CASE NO. 3383

Heard in Calgary, Wednesday, 12 November 2003







The appeal of discipline assessed Locomotive Engineer C.L. Banman of Jasper, AB, for "Failure to accept a call for Train 305 on September 20, 2001."

BROTHERHOOD'S STATEMENT OF ISSUE: On September 19, 2001, Locomotive Engineer Banman was ordered in straight-away service from Jasper to Edmonton on Train M30251 18 going off duty at the latter location at 05:10 on September 20, 2001. At this time, the grievor noted that he was lined up for 16:00 on Train 783 and he prepared himself accordingly. At approximately 19:00, Mr. Banman was called for 21:00 on train 305, five (5) hours later than originally planned and anticipated. Conversations ensued between a transportation supervisor and a CMC crew supervisor relating to poor line-up information which ultimately resulted in Locomotive Engineer Banman being removed from the working board.

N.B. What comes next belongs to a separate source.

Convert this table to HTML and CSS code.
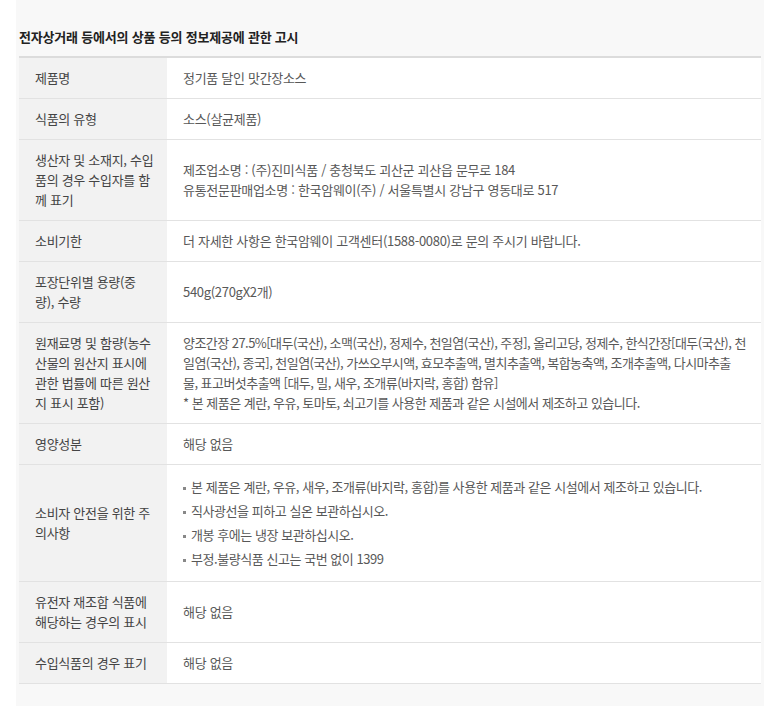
FILE: index.html
```html
<!DOCTYPE html>
<html lang="ko">
<head>
<meta charset="utf-8">
<title>상품정보제공 고시</title>
<link rel="stylesheet" href="styles.css">
</head>
<body>
<div class="notice">
  <h3 class="notice-title">전자상거래 등에서의 상품 등의 정보제공에 관한 고시</h3>
  <table class="info-table">
    <tbody>
      <tr><th>제품명</th><td>정기품 달인 맛간장소스</td></tr>
      <tr><th>식품의 유형</th><td>소스(살균제품)</td></tr>
      <tr><th>생산자 및 소재지, 수입<br>품의 경우 수입자를 함<br>께 표기</th><td>제조업소명 : (주)진미식품 / 충청북도 괴산군 괴산읍 문무로 184<br>유통전문판매업소명 : 한국암웨이(주) / 서울특별시 강남구 영동대로 517</td></tr>
      <tr><th>소비기한</th><td>더 자세한 사항은 한국암웨이 고객센터(1588-0080)로 문의 주시기 바랍니다.</td></tr>
      <tr><th>포장단위별 용량(중<br>량), 수량</th><td>540g(270gX2개)</td></tr>
      <tr><th>원재료명 및 함량(농수<br>산물의 원산지 표시에<br>관한 법률에 따른 원산<br>지 표시 포함)</th><td><span class="ingredients">양조간장 27.5%[대두(국산), 소맥(국산), 정제수, 천일염(국산), 주정], 올리고당, 정제수, 한식간장[대두(국산), 천<br>일염(국산), 종국], 천일염(국산), 가쓰오부시액, 효모추출액, 멸치추출액, 복합농축액, 조개추출액, 다시마추출<br>물, 표고버섯추출액 [대두, 밀, 새우, 조개류(바지락, 홍합) 함유]</span><br><span class="note">* 본 제품은 계란, 우유, 토마토, 쇠고기를 사용한 제품과 같은 시설에서 제조하고 있습니다.</span></td></tr>
      <tr><th>영양성분</th><td>해당 없음</td></tr>
      <tr><th>소비자 안전을 위한 주<br>의사항</th><td>
        <ul class="caution">
          <li>본 제품은 계란, 우유, 새우, 조개류(바지락, 홍합)를 사용한 제품과 같은 시설에서 제조하고 있습니다.</li>
          <li>직사광선을 피하고 실온 보관하십시오.</li>
          <li>개봉 후에는 냉장 보관하십시오.</li>
          <li>부정.불량식품 신고는 국번 없이 1399</li>
        </ul>
      </td></tr>
      <tr><th>유전자 재조합 식품에<br>해당하는 경우의 표시</th><td>해당 없음</td></tr>
      <tr><th>수입식품의 경우 표기</th><td>해당 없음</td></tr>
    </tbody>
  </table>
</div>
</body>
</html>
```

FILE: styles.css
```css
html, body {
  margin: 0;
  padding: 0;
  background: #ffffff;
}

body {
  font-family: "Noto Sans CJK KR", "Noto Sans", sans-serif;
  height: 706px;
}

.notice {
  margin: 0 16px;
  padding: 27px 3px 0;
  background: #f8f8f8;
  min-height: 679px;
}

.notice-title {
  margin: 0 0 9px;
  font-size: 13px;
  line-height: 20px;
  font-weight: 700;
  letter-spacing: -0.2px;
  color: #222;
}

.info-table {
  width: 100%;
  border-collapse: collapse;
  border-top: 2px solid #dcdcdc;
  table-layout: fixed;
}

.info-table th,
.info-table td {
  border-bottom: 1px solid #e2e2e2;
  padding: 10px 16px;
  font-size: 13px;
  line-height: 20px;
  letter-spacing: -0.3px;
  vertical-align: middle;
  text-align: left;
}

.info-table th {
  width: 120px;
  padding-right: 12px;
  background: #f2f2f2;
  color: #444;
  font-weight: 400;
  white-space: nowrap;
}

.info-table td {
  background: #ffffff;
  color: #585858;
}

.ingredients {
  letter-spacing: -0.55px;
  white-space: nowrap;
}

.note {
  letter-spacing: -0.5px;
}

.caution {
  list-style: none;
  margin: 0;
  padding: 0;
}

.caution li {
  padding: 2px 0;
  letter-spacing: -0.45px;
}

.caution li::before {
  content: "";
  display: inline-block;
  width: 3px;
  height: 3px;
  margin: 0 5px 0 0;
  background: #888;
  vertical-align: middle;
}
```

The Company conducted an investigation in connection with Locomotive Engineer Banman's failure to accept a call for duty on September 20, 2001, and as the result of the investigation, the grievor was subsequently assessed a written reprimand.

The Brotherhood has contended that the grievor is the judge of his own condition, and that in the instant circumstances he properly invoked the right due to being unfit for duty.

The Brotherhood has requested that the written reprimand placed on the grievor's discipline record be expunged.

The Company has declined the Brotherhood's request.


There appeared on behalf of the Company:

S. Blackmore
R. Reny

- Manager, Human Resources, Edmonton
- Sr. Manager, Human Resources, Edmonton

And on behalf of the Brotherhood:

D. E. Brummund

- Sr. Vice-General Chairperson, Edmonton



The material before the Arbitrator confirms, without dispute, that the grievor, Locomotive Engineer Banman, refused a call which he received at 19:00 for service on train 305 at 21:00 on September 20, 2001. As a result of that action he was issued a reprimand which is the subject of this grievance.

The evidence confirms that the grievor went off duty at 05:10 on the morning of September 20. According to the Company's Step 3 response to the grievance, at that point the grievor noted that he was lined up for duty at approximately 16:00. It does not appear disputed that the grievor obtained several hours' sleep during his layover at Edmonton. In the end, however, his on duty time was pushed back to 21:00, with a corresponding call time of 19:00.

The Company does not dispute that it would have been within the grievor's prerogatives to notify the crew dispatcher that he would not be able to accept a call for a train in the later hours of September 20, 2001. The material filed before the Arbitrator by the Company includes line-ups taken at various points during the day. Those line-ups, which were available to the grievor, clearly indicate that his call would not come at 16:00, as originally, expected. For example, the line-up at 07:50 Edmonton time indicated that he would be handling an extended service Jasper-bound train at 20:00. At 15:49 Edmonton time, close to what the grievor originally considered his call time of 16:00, the call time for train 305 was shown as 19:30. While it is not disputed that it would have been available to the grievor to obtain current estimates of his call time, and that it was within his capacity to be aware of the growing delay in what he originally believed to be a call time of 16:00, he made no attempt to advise the crew dispatcher that he would not be fit to handle a later call. In fact, it is only when he was called at 19:00 for an ordered time of 21:00 that Locomotive Engineer Banman declined the call. The decline caused disruption and additional cost to the Company, as it was compelled to deadhead his conductor back to Jasper and utilize an Edmonton crew to handle train 305.

The Arbitrator is satisfied that in the circumstances the grievor was deserving of discipline, and that a written reprimand was appropriate. While there is no question that it was for the grievor to be the judge of his own fitness, it was clearly incumbent upon him to make the appropriate judgement well before 19:00, when he was called. By waiting until he effectively received the call to refuse it, contrary to Company rules, the grievor caused a delay of the train and additional expense to the Company. In the circumstances it was plainly incumbent upon him to advise his employer prior to the call that he would not be fit to handle any train beyond a call at 19:00 and to do so reasonably in advance of that time. If, as suggested in the argument of the Brotherhood's representative, the grievor was entitled to, in his words, "analyse" his condition up to the point of receiving the call, the orderly assignment and manning of trains would become virtually unmanageable for the Company. The employer would never know, virtually until the moment of the call, whether it in fact had an employee it could rely upon to handle a train as scheduled.

For the foregoing reasons the Arbitrator is satisfied that the grievor was deserving of discipline, and that the reprimand which was issued to him was justified in the circumstances. The grievance must therefore be dismissed.